Photography Challenge Day 6:
It’s December. So, if a photography challenge has a task to photograph a tree, what option is there other than a Christmas tree?!
My first plan was to actually go to the Kadriorg park and find a nice-looking old tree to photograph, maybe take some props to add on it. But then I remembered that, shit, the trees are bare, there are no leaves anywhere other than scattered on the ground. I guess you can get nice pictures of bare trees as well, but I didn’t feel inspired at all.
Thankfully Tallinn takes special pride in it’s Christmas tree towering over the Christmas market in the Old Town. I don’t know where they manage to find such an abundant specimen each year but I do love how they cover it completely in sparkle and lights. Much more inspiring than a naked tree, wouldn’t you agree?
CONGRATULATIONS 101 YEAR-OLD FINLAND !!
Yes, it’s our Independence Day today. For some reason, perhaps because of the last year’s huge drumming about the 100th year of Independence, I’ve started to look at it more like a birthday than an independence day. After all, Finland was officially ‘born’ in 1918 which makes it a 101-year-old lady. (Yes, it’s a lady, the country is shaped like a woman with one arm up)
There are a lot of countries in Europe alone that have never had to fight for their independence or sovereignty. And then there are a lot of countries whose entire history is a battle for the right to exist.
No worries, I’m not going to give you a history lesson here, I just wanted to write down couple thoughts on things that I’ve been thinking about recently in regards to independence. Because independence is not just a matter of national sovereignty, oh no. We are all independent individuals as well. But not everywhere. Random thoughts, perhaps, but here goes;
What Independence Means to Me
What Defines a Country, Really?
A language? Sure, each country has their own official languages, but especially in Central Europe different languages are mixed together in great volumes; Hungarian in Slovakia, French in Switzerland, and Swedish in Finland. Despite a country having one official language, there are people who were born in that country but can’t speak or understand a word of that language. Cue Swedish Finns; Finnish-born nationals who don’t speak a word of Finnish.
So, language can’t be held as a definitive classification of a country, in my opinion. Borders then?

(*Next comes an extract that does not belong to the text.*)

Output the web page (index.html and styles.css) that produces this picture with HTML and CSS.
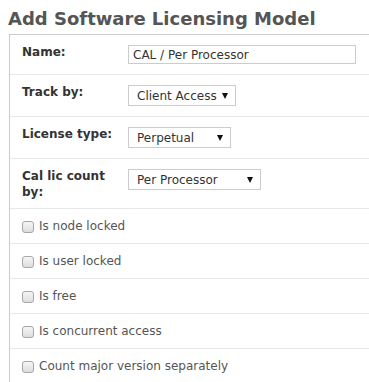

Every country definitely has borders. But the concept of borders separating one country from another has become less pronounced with the Schengen treaty in Europe; the nationals of Schengen states can cross those countries’ borders without border controls and passport checks. It’s the same in the US, right? US citizens don’t need to stop at border controls at states’ borders, right? Except when flying…
There are all sorts of classifications for what constitutes a ‘country’ but at the end of the day, despite disappearing borders and language barriers, a country lives inside each of us, we all determine what our country is. It’s called nationality. Which brings me to my next point:
Nationality Aspect – The Easy Life?
Nationality determines you as a human being from the day you are born. Your nationality determines (to an extent) what sort of an upbringing you will receive, what kind of education you may or may not be eligible for, and what sorts of opportunities you will have in life. Of course, gender and your parents’ financial situation also matter.
I realized the power, that nationality can have on ones life, when i moved abroad. Finland is seen as one the best, happiest, least corrupt and honest countries on this planet. So, having a Finnish passport has given me opportunities that most other nationals in Europe can only dream of. But it has also been an unwelcome hindrance.
All over Europe my nationality has from the get-go draped me into this cloak of ‘trustworthiness’ and ‘wealth’. I can’t be the judge of either of those things being true, except I know that education-wise and according to my professional background I am much richer than most.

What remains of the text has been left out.